→ GIVEN REQUEST: Tally every line of the listing below that holds "index", then give the tally alone.
##############################
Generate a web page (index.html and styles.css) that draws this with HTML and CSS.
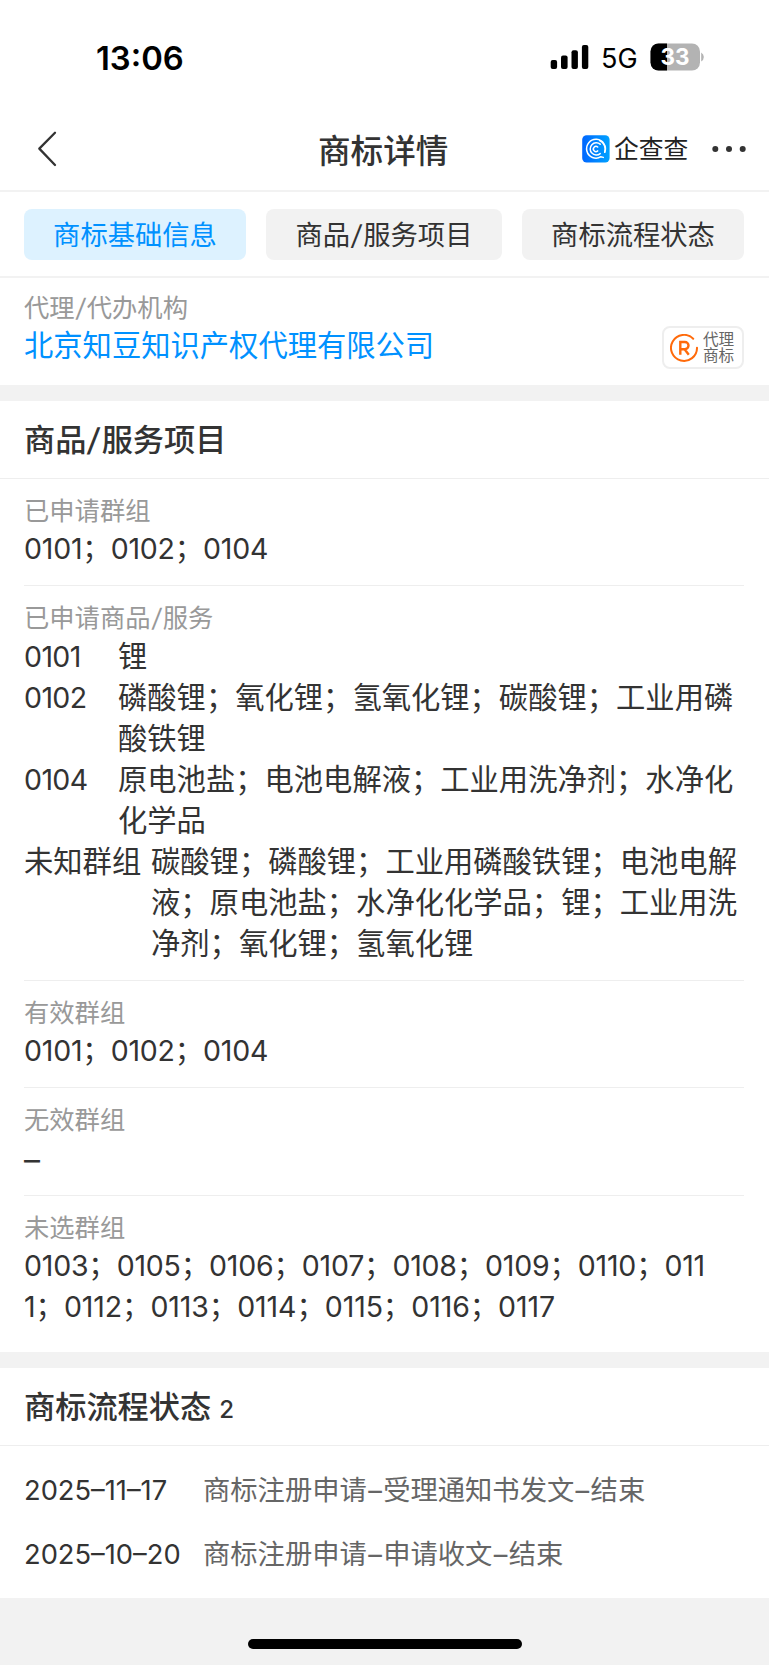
FILE: index.html
```html
<!DOCTYPE html>
<html lang="zh-CN">
<head>
<meta charset="utf-8">
<title>商标详情</title>
<link rel="stylesheet" href="styles.css">
</head>
<body>
<header class="top">
  <div class="status">
    <span class="time">13:06</span>
    <div class="status-right">
      <svg class="signal" width="39" height="26" viewBox="0 0 39 26"><rect x="0.7" y="16" width="6.4" height="9" rx="2"/><rect x="11" y="11.5" width="6.6" height="13.5" rx="2"/><rect x="21.5" y="6.3" width="6.4" height="18.7" rx="2"/><rect x="31.9" y="1" width="6.4" height="24" rx="2"/></svg>
      <span class="net">5G</span>
      <div class="battery">
        <svg width="54" height="28" viewBox="0 0 54 28"><defs><clipPath id="bat"><rect x="0.5" y="0.5" width="49.5" height="27" rx="8"/></clipPath></defs><g clip-path="url(#bat)"><rect width="50" height="28" fill="#b3b3b3"/><rect width="17" height="28" fill="#000"/></g><path d="M51.2 9.5Q53.8 11 53.8 14T51.2 18.5Z" fill="#b3b3b3"/></svg>
        <span class="level">33</span>
      </div>
    </div>
  </div>
  <div class="nav">
    <svg class="back" width="20" height="36" viewBox="0 0 20 36"><path d="M18 1.8 2.3 17.6 18 34" fill="none" stroke="#333" stroke-width="2.3" stroke-linecap="round" stroke-linejoin="round"/></svg>
    <h1 class="title">商标详情</h1>
    <div class="brand">
      <svg width="28" height="28" viewBox="0 0 28 28" fill="none"><defs><linearGradient id="lg"><stop offset="0" stop-color="#0066ff"/><stop offset="1" stop-color="#00a2ff"/></linearGradient></defs><rect x="0.2" y="0.2" width="27.4" height="27.4" rx="4.5" fill="url(#lg)"/><g stroke="#fff" stroke-width="1.5" stroke-linecap="round"><path d="M22.7 17.3A9.4 9.4 0 1 0 19 21.7L21.3 22.4"/><path d="M22.7 17.3A9.4 9.4 0 0 0 17.6 5.6"/><path d="M18.2 9.2A6.1 6.1 0 1 0 18.2 18.6"/><path d="M15.7 12A2.6 2.6 0 1 0 15.7 15.9"/></g></svg>
      <span class="brand-name">企查查</span>
    </div>
    <svg class="more" width="36" height="8" viewBox="0 0 36 8" fill="#333"><circle cx="3.3" cy="4" r="3"/><circle cx="17" cy="4" r="3"/><circle cx="30.7" cy="4" r="3"/></svg>
  </div>
</header>
<nav class="tabs">
  <span class="tab tab-on">商标基础信息</span>
  <span class="tab tab-mid">商品<i class="slash">/</i>服务项目</span>
  <span class="tab">商标流程状态</span>
</nav>
<section class="agent">
  <div>
    <div class="label">代理<i class="slash">/</i>代办机构</div>
    <div class="value link">北京知豆知识产权代理有限公司</div>
  </div>
  <div class="badge">
    <svg width="28" height="28" viewBox="0 0 28 28" fill="none" stroke="#ff6a0a"><path d="M23.2 4.7A13 13 0 1 0 27 13.7" stroke-width="2" stroke-linecap="round"/><path d="M10.3 20.7V8H14.9A3.6 3.6 0 0 1 14.9 15.2H10.3M14.6 15.2 18.8 20.7" stroke-width="2.4"/></svg>
    <span class="badge-text">代理<br>商标</span>
  </div>
</section>
<section class="panel">
  <h2 class="heading">商品<i class="slash">/</i>服务项目</h2>
  <div class="rows">
    <div class="row"><div class="label">已申请群组</div><div class="value num">0101；0102；0104</div></div>
    <div class="row services">
      <div class="label">已申请商品<i class="slash">/</i>服务</div>
      <div class="value group"><span class="code num">0101</span><span>锂</span></div>
      <div class="value group"><span class="code num">0102</span><span>磷酸锂；氧化锂；氢氧化锂；碳酸锂；工业用磷<br>酸铁锂</span></div>
      <div class="value group"><span class="code num">0104</span><span>原电池盐；电池电解液；工业用洗净剂；水净化<br>化学品</span></div>
      <div class="value group"><span class="code code-wide">未知群组</span><span>碳酸锂；磷酸锂；工业用磷酸铁锂；电池电解<br>液；原电池盐；水净化化学品；锂；工业用洗<br>净剂；氧化锂；氢氧化锂</span></div>
    </div>
    <div class="row"><div class="label">有效群组</div><div class="value num">0101；0102；0104</div></div>
    <div class="row"><div class="label">无效群组</div><div class="value none">–</div></div>
    <div class="row last"><div class="label">未选群组</div><div class="value num">0103；0105；0106；0107；0108；0109；0110；011<br><span class="second">1；0112；0113；0114；0115；0116；0117</span></div></div>
  </div>
</section>
<section class="panel flow">
  <h2 class="heading">商标流程状态<span class="count">2</span></h2>
  <div class="events">
    <div class="event"><span class="date">2025–11–17</span><span class="what">商标注册申请<i class="dash">–</i>受理通知书发文<i class="dash">–</i>结束</span></div>
    <div class="event"><span class="date">2025–10–20</span><span class="what">商标注册申请<i class="dash">–</i>申请收文<i class="dash">–</i>结束</span></div>
  </div>
</section>
<footer class="bottom"><div class="home"></div></footer>
</body>
</html>
```
FILE: styles.css
```css
* { box-sizing: border-box; }
body {
  margin: 0;
  width: 769px;
  height: 1665px;
  display: flex;
  flex-direction: column;
  overflow: hidden;
  background: #fff;
  color: #333;
  font-family: Inter, "Noto Sans CJK SC", sans-serif;
  white-space: nowrap;
}
h1, h2 { margin: 0; font-weight: 500; }
.top { height: 192px; border-bottom: 2px solid #f2f2f2; }
.status {
  height: 108px;
  padding: 6px 65px 0 96px;
  display: flex;
  align-items: center;
  justify-content: space-between;
  color: #000;
}
.time { font-size: 32.8px; font-weight: 600; line-height: 40px; padding-top: 1px; }
.status-right { display: flex; align-items: center; }
.net { font-size: 27px; line-height: 34px; width: 36px; margin: 4px 13px 0 12px; }
.battery { position: relative; width: 54px; height: 28px; }
.battery svg { display: block; }
.level {
  position: absolute;
  left: 0;
  top: 0;
  width: 50px;
  text-align: center;
  font-size: 22.5px;
  font-weight: 700;
  line-height: 28px;
  color: #fff;
}
.nav {
  height: 82px;
  display: grid;
  grid-template-columns: 281px 1fr 130px 57px;
  align-items: center;
}
.back { margin-left: 37px; }
.title { font-size: 32.6px; line-height: 48px; padding: 3px 0 0 37px; }
.brand { display: flex; align-items: center; gap: 4px; }
.brand-name { font-size: 24.8px; line-height: 30px; color: #222; }
.tabs {
  height: 86px;
  padding: 17px 24px;
  border-bottom: 2px solid #f2f2f2;
  display: flex;
  gap: 20px;
}
.tab {
  width: 222px;
  height: 51px;
  border-radius: 8px;
  background: #f2f2f2;
  font-size: 27.3px;
  line-height: 53px;
  text-align: center;
}
.tab-mid { width: 236px; }
.tab-on { background: #ddf2ff; color: #0091ff; }
.slash { display: inline-block; font-style: normal; line-height: 1; padding: 0 0.06em; transform: skewX(-7deg); }
.dash { font-style: normal; padding: 0 0.05em; }
.agent {
  height: 107px;
  padding: 13px 25px 0 24px;
  display: flex;
  justify-content: space-between;
}
.label { font-size: 25.3px; line-height: 34px; color: #999; }
.value { font-size: 29.3px; line-height: 41px; }
.num { font-size: 28.5px; letter-spacing: -0.2px; }
.code.num { letter-spacing: -0.6px; }
.second { letter-spacing: -0.1px; }
.none { font-size: 32px; line-height: 45px; }
.link { color: #0091ff; }
.badge {
  width: 82px;
  height: 43px;
  margin-top: 35px;
  padding-left: 6px;
  border: 2px solid #eee;
  border-radius: 8px;
  display: flex;
  align-items: center;
  gap: 5px;
}
.badge-text { font-size: 15.6px; line-height: 16px; color: #666; }
.panel { border-top: 16px solid #f2f2f2; }
.heading {
  height: 78px;
  padding: 0 24px;
  border-bottom: 1px solid #eee;
  font-size: 31.2px;
  line-height: 78px;
}
.rows { padding: 0 25px 0 24px; }
.row { height: 107.4px; padding-top: 15px; border-bottom: 1px solid #eee; }
.row.services { height: 394.6px; }
.services .label { margin-bottom: 1px; }
.row.last { height: 156px; border-bottom: 0; }
.group { display: flex; }
.code { width: 94px; }
.code-wide { width: 127px; }
.count { font-size: 24px; margin-left: 8px; }
.flow { height: 246px; }
.events { padding: 12px 24px; }
.event { height: 64.5px; display: flex; line-height: 65px; font-size: 27.3px; }
.date { width: 179px; }
.what { color: #666; }
.bottom { flex: 1; background: #f2f2f2; padding-top: 41px; }
.home { width: 274px; height: 10px; margin: 0 auto; border-radius: 5px; background: #000; }
```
##############################
→ TASK RESULT: 2